> **GIVEN TASK**: Below are the records. Gather each line that holds "source".

[AVAILABLE RECORDS start]

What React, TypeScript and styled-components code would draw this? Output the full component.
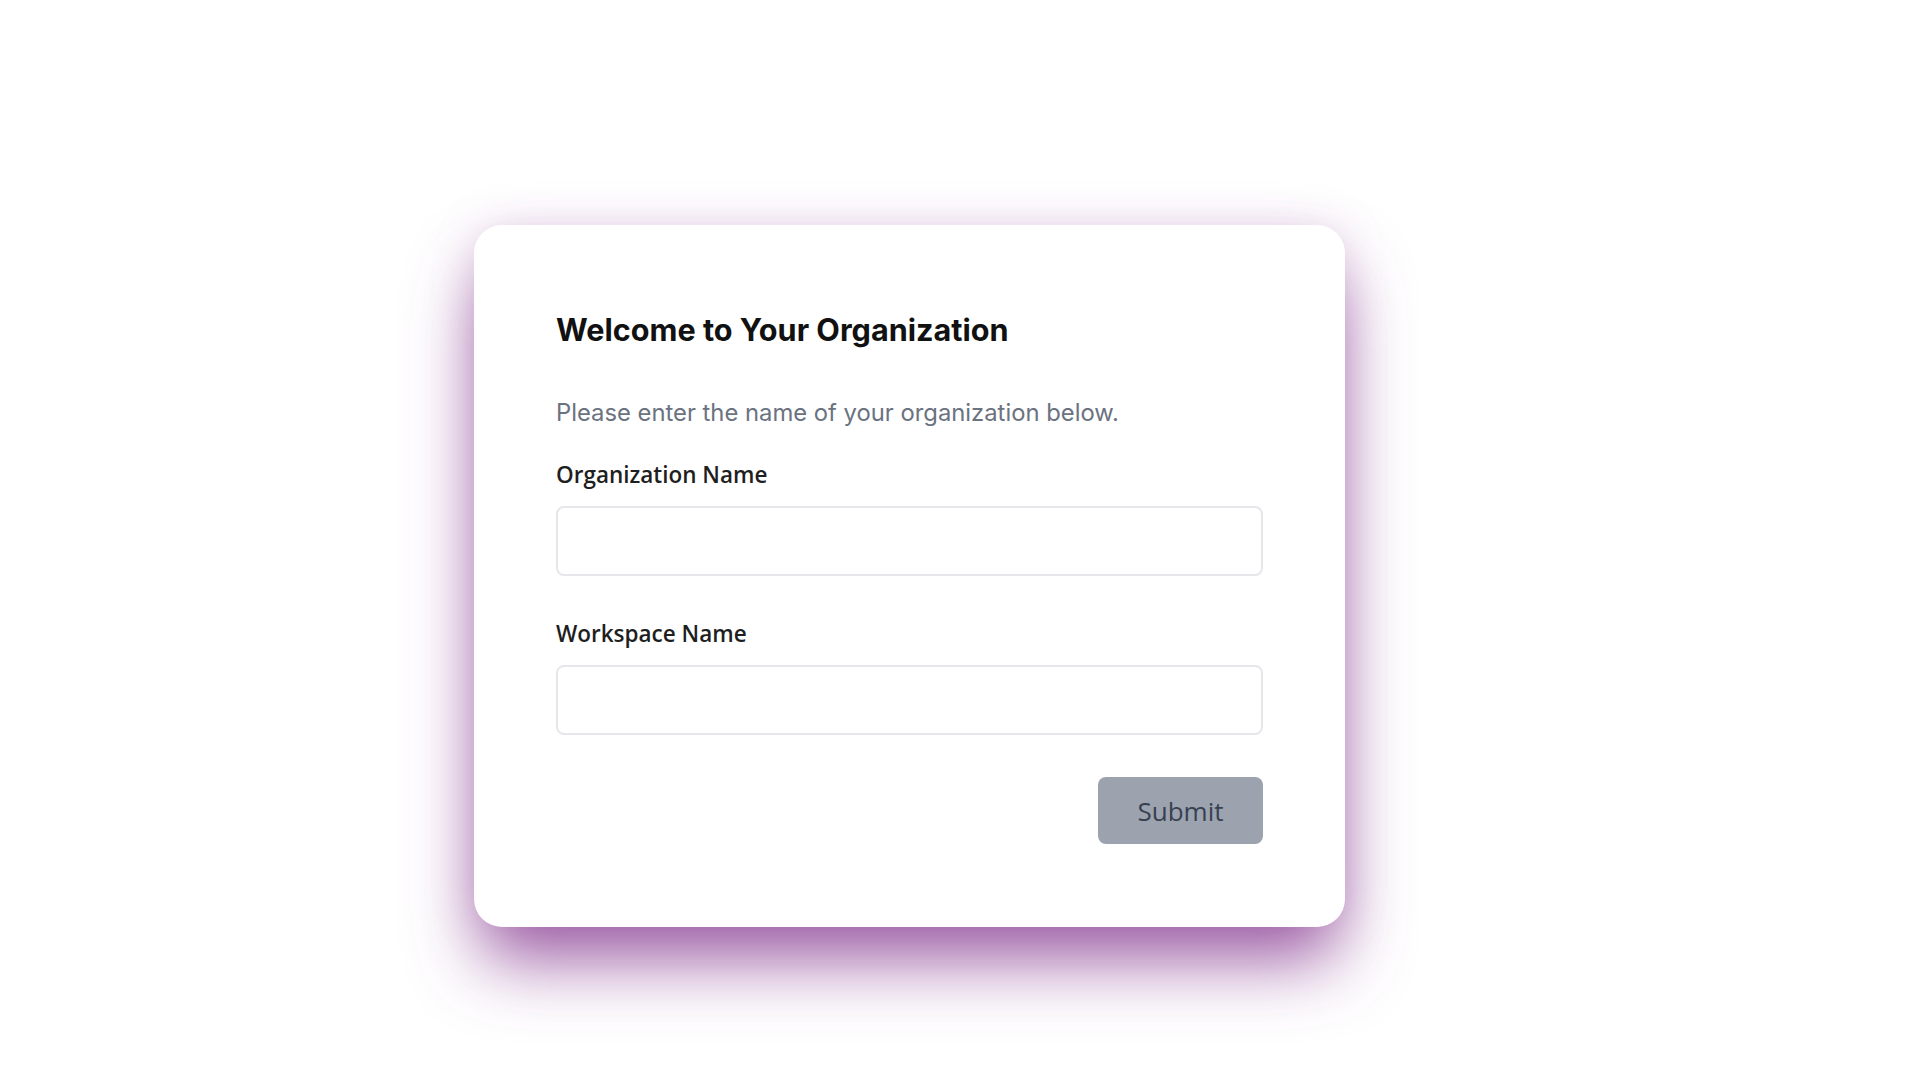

[AVAILABLE RECORDS end]
[AVAILABLE RECORDS start]

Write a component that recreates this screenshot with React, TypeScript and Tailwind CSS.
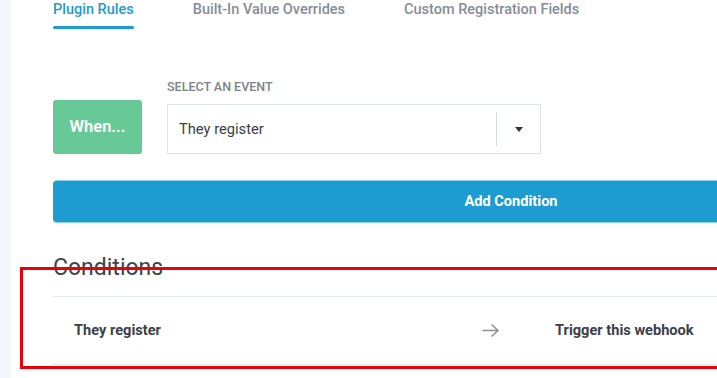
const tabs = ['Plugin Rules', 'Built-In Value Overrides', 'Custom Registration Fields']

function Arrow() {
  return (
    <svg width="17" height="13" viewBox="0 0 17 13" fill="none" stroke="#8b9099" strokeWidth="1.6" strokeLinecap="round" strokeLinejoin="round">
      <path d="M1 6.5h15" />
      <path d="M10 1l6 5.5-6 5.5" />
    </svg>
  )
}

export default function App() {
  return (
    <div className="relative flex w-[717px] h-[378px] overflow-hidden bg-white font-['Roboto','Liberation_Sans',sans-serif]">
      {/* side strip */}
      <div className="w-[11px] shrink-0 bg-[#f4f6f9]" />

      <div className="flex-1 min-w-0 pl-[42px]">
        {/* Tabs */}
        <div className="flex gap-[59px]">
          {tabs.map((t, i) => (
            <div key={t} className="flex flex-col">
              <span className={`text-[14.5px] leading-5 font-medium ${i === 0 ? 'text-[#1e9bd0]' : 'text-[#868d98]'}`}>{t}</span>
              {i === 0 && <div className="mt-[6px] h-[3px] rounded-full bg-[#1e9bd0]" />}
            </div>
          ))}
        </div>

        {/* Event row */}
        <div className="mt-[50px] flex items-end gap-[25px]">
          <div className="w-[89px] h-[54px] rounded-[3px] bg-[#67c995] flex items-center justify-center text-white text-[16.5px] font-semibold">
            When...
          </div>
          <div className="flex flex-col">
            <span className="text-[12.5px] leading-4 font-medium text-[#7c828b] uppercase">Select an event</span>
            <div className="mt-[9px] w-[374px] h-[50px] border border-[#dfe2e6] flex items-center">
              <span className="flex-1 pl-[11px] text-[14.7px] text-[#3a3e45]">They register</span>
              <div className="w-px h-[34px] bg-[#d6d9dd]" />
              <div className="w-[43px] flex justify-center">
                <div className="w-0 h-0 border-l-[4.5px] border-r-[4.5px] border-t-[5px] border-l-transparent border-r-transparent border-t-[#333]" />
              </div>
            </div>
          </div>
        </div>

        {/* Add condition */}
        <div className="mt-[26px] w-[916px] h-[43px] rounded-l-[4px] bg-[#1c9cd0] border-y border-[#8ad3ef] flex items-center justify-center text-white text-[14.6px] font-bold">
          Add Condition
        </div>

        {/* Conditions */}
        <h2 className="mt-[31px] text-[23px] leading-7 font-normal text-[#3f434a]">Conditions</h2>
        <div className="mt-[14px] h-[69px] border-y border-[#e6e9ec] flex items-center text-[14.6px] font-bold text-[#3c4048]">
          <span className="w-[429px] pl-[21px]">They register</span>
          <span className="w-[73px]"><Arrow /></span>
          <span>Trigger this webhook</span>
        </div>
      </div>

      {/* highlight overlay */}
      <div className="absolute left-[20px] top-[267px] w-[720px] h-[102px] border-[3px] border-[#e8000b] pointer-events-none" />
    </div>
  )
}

[AVAILABLE RECORDS end]
[AVAILABLE RECORDS start]

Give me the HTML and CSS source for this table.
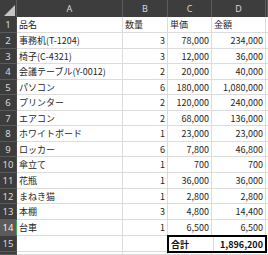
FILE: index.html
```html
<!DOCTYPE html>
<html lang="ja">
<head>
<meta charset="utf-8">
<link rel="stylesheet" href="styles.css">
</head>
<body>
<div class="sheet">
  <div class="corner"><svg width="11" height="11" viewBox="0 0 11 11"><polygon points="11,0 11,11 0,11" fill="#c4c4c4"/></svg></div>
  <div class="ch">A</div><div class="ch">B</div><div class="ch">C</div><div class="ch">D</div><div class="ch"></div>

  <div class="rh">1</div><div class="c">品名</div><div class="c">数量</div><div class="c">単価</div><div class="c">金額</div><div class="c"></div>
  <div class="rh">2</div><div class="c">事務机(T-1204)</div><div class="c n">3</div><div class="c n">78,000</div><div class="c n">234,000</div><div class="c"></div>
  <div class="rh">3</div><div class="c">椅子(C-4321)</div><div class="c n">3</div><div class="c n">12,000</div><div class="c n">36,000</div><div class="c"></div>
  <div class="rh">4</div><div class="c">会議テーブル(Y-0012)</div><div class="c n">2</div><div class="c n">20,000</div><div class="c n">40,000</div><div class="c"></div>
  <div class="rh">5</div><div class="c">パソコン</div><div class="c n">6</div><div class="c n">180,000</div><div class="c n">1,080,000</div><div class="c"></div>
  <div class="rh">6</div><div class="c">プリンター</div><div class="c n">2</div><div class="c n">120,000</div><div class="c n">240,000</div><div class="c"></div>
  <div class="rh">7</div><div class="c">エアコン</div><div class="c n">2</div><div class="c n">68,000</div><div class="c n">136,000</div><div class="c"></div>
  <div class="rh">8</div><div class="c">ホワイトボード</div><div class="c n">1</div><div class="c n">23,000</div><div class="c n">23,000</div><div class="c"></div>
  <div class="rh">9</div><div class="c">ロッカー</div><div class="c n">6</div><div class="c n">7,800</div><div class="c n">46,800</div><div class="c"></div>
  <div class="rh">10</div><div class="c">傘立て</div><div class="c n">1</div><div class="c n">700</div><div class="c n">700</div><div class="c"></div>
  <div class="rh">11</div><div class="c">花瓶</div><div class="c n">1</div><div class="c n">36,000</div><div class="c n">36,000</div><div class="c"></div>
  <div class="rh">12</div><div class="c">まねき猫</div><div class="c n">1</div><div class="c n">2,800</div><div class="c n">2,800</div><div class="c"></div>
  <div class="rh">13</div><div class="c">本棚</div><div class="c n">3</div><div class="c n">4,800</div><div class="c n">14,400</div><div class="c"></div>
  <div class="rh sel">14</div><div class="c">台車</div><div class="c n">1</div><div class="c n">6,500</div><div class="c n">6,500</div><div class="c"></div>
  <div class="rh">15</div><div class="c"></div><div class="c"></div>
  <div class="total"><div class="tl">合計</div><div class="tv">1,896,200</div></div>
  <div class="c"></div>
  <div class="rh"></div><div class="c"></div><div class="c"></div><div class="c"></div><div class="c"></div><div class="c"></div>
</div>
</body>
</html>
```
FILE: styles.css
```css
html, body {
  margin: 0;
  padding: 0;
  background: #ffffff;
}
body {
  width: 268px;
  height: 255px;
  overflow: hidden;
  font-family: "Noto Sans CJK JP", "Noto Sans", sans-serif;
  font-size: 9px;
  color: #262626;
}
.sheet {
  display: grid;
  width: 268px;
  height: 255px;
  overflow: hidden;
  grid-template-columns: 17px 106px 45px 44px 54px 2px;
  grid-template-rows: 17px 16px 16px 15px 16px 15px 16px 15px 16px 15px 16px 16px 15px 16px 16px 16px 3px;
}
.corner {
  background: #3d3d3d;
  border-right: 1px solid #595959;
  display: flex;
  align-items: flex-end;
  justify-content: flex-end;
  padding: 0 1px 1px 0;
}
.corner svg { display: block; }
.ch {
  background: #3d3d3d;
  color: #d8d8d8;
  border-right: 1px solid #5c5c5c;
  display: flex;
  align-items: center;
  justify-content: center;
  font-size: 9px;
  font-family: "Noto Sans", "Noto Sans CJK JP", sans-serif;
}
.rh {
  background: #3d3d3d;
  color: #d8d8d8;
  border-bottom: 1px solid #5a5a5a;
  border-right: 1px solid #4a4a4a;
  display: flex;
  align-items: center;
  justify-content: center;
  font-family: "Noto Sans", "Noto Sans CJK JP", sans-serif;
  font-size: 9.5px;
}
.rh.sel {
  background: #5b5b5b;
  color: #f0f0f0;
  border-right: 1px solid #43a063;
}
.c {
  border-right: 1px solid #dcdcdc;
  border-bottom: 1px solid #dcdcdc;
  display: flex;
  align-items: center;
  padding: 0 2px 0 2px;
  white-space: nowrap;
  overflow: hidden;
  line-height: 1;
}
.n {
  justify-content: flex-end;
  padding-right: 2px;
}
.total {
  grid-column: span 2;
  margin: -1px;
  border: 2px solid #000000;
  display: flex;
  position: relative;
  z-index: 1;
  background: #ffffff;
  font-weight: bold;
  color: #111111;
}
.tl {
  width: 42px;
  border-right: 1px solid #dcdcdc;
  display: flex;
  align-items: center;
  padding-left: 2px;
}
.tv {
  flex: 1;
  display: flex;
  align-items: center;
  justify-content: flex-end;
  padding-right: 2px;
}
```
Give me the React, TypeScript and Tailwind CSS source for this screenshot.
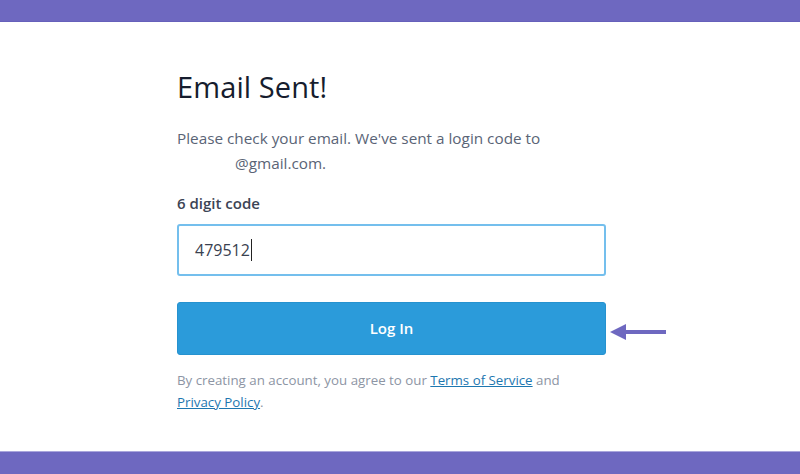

[AVAILABLE RECORDS end]

> **SOLUTION TO THE PROBLEM**:
Give me the HTML and CSS source for this table.
Give me the React, TypeScript and Tailwind CSS source for this screenshot.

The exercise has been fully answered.